Проходя по темному, пустынному вестибюлю, он бросил взгляд в коридор, где несколько дней назад в последний раз видел Джудитту в больничном халате. Сразу вспомнились ее покрасневшие глаза и потухшее лицо. Если б он не сдержал своего порыва броситься к ней, обнять, утешить, возможно, все обернулось бы иначе. Потом Амальди почему-то представил свое жилище со свисающими с потолка голыми лампочками и нераспечатанными коробами, и ему отчаянно захотелось привести его в божеский вид. Для Джудитты. Ради нее он готов обжить свой дом. Должно быть, своей человеческой конкретностью эта мысль ранила его сильнее прочих.
Лифт остановился на четвертом этаже, и Амальди уверенно сказал себе, что ничего не ждет от Айяччио. Ему надо просто найти место, где можно спокойно подумать, а главное – укрыться от звонков родителей Джудитты, потому что он не знает, что им отвечать и чем утешить.
Он нажал ручку и бесшумно вошел в палату № 423, думая, что Айяччио спит.
Спиной к нему, склонившись над постелью, монахиня шептала что-то неразборчивое.
Амальди остановился, собираясь с мыслями.
Монахиня, судя по всему, не заметила вторжения. Ее тихое бормотанье продолжало уютно и размеренно оглашать комнату.
Амальди почувствовал, как эта молитвенная кантилена вовлекает его в свой круг, успокаивая издерганные нервы. В ней было нечто умиротворенное и гипнотическое, а монахиня показалась ему больше похожей на сказительницу.
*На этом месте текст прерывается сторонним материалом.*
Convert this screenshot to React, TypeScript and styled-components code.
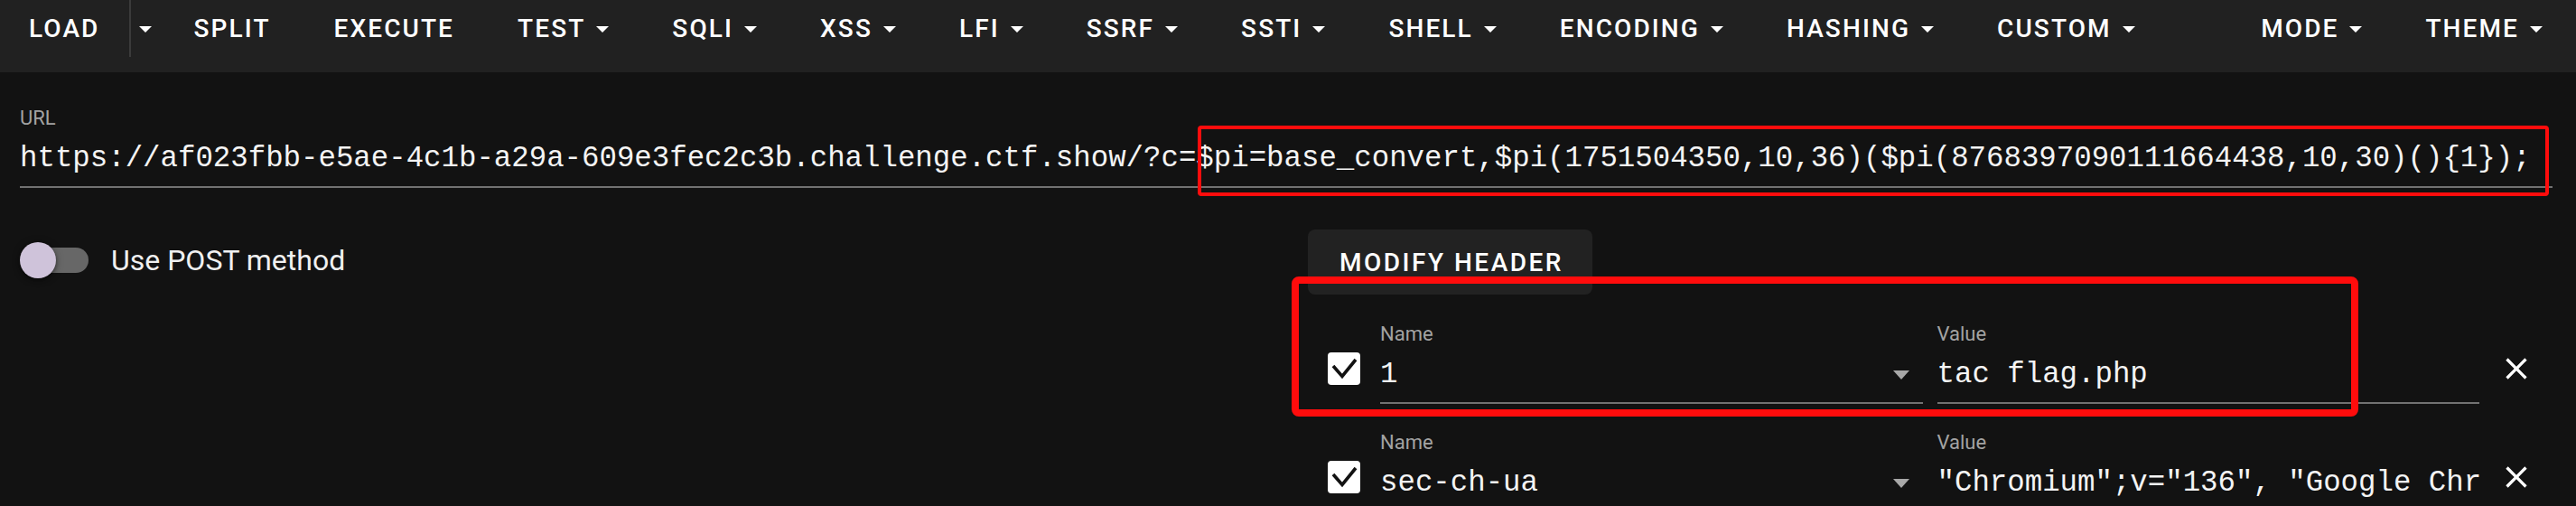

Не разбирая слов, Амальди окунулся в музыку, от которой мягко расслаблялись мышцы ног, живота, плеч, как будто кукольник, дергающий его за ниточки, вдруг отвлекся, ослабил хватку. Он поймал себя на том, что старается не дышать, чтобы, не дай бог, не нарушить этого тихого розария в ритме детской считалочки. В отуманенном сознании всплывали образы детства, уводя его прочь от действительности. Давние знакомые образы, навеянные молитвенной колыбельной, постепенно вытесняли жуткое напряжение последних недель.
И вдруг монахиня застыла. Не просто сделала паузу, а словно бы осеклась. Разорвала ритм. Хотя и едва слышно. Надрыв был не столько в голосе, сколько во всей ее позе, в судорожно сжавшихся плечах. Мгновение. Доля секунды.
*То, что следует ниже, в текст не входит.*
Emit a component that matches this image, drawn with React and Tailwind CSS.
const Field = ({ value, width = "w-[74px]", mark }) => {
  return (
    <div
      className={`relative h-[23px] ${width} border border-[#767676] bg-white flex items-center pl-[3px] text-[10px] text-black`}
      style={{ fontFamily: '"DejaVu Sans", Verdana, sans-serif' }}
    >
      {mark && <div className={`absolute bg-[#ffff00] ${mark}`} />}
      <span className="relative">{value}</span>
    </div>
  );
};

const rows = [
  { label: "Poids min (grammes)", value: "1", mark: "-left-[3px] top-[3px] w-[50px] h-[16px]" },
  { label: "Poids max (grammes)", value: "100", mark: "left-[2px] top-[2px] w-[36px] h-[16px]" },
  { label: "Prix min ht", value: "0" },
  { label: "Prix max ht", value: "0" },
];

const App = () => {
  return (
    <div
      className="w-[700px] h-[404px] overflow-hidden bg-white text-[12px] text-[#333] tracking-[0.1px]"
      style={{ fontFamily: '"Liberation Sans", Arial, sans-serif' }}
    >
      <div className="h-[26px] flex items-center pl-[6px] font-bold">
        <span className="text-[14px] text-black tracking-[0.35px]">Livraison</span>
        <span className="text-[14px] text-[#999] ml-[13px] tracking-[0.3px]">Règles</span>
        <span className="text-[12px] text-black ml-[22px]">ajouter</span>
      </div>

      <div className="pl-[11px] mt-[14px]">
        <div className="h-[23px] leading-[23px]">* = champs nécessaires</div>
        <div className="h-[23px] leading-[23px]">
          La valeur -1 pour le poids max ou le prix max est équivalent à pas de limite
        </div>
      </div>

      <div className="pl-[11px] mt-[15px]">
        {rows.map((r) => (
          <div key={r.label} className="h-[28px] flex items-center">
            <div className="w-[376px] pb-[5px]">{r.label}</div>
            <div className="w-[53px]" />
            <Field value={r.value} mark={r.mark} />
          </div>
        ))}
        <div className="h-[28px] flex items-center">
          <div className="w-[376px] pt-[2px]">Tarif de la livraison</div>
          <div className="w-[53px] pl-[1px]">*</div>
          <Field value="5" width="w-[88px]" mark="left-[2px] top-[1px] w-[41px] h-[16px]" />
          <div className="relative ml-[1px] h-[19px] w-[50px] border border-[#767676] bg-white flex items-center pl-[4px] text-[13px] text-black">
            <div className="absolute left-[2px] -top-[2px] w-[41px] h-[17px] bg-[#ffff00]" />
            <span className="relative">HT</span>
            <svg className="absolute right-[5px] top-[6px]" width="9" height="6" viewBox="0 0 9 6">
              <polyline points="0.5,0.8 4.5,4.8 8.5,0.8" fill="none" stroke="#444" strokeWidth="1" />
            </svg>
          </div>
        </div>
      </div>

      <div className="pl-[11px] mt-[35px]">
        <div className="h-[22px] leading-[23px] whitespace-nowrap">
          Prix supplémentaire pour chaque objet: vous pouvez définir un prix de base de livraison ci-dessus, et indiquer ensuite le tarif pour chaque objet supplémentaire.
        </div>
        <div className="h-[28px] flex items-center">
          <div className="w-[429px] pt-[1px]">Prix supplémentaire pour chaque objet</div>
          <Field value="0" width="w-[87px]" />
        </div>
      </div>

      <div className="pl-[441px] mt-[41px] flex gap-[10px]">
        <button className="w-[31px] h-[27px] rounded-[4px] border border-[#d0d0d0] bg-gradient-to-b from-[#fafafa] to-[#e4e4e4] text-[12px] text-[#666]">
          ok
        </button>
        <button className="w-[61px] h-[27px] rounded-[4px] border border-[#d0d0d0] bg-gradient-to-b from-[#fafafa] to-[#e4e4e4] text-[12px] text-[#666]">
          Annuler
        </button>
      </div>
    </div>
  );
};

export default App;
Амальди не зафиксировал его как реальное явление, как факт, который можно изложить в словах. Нет, это было просто смутное и неприятное ощущение нарушенного обряда. Какой-то ошибки. Осечки.
Туман в голове рассеивался медленно и неохотно, но все же краешком сознания он отметил, что у двери палаты не было охранника. Нахлынувшие образы мешали, удерживали его, не давали сосредоточиться, но он уже говорил себе, что очень уж высока и массивна фигура этой монахини. Сказал и шагнул к ней, все еще повинуясь не воле, а инстинкту. Слово, предназначенное монахине, застряло в горле. Шаг. Другой. Глаза пока не различали всех атрибутов сцены, и тем не менее он оглянулся, словно почуяв что-то за спиной, словно уже зная.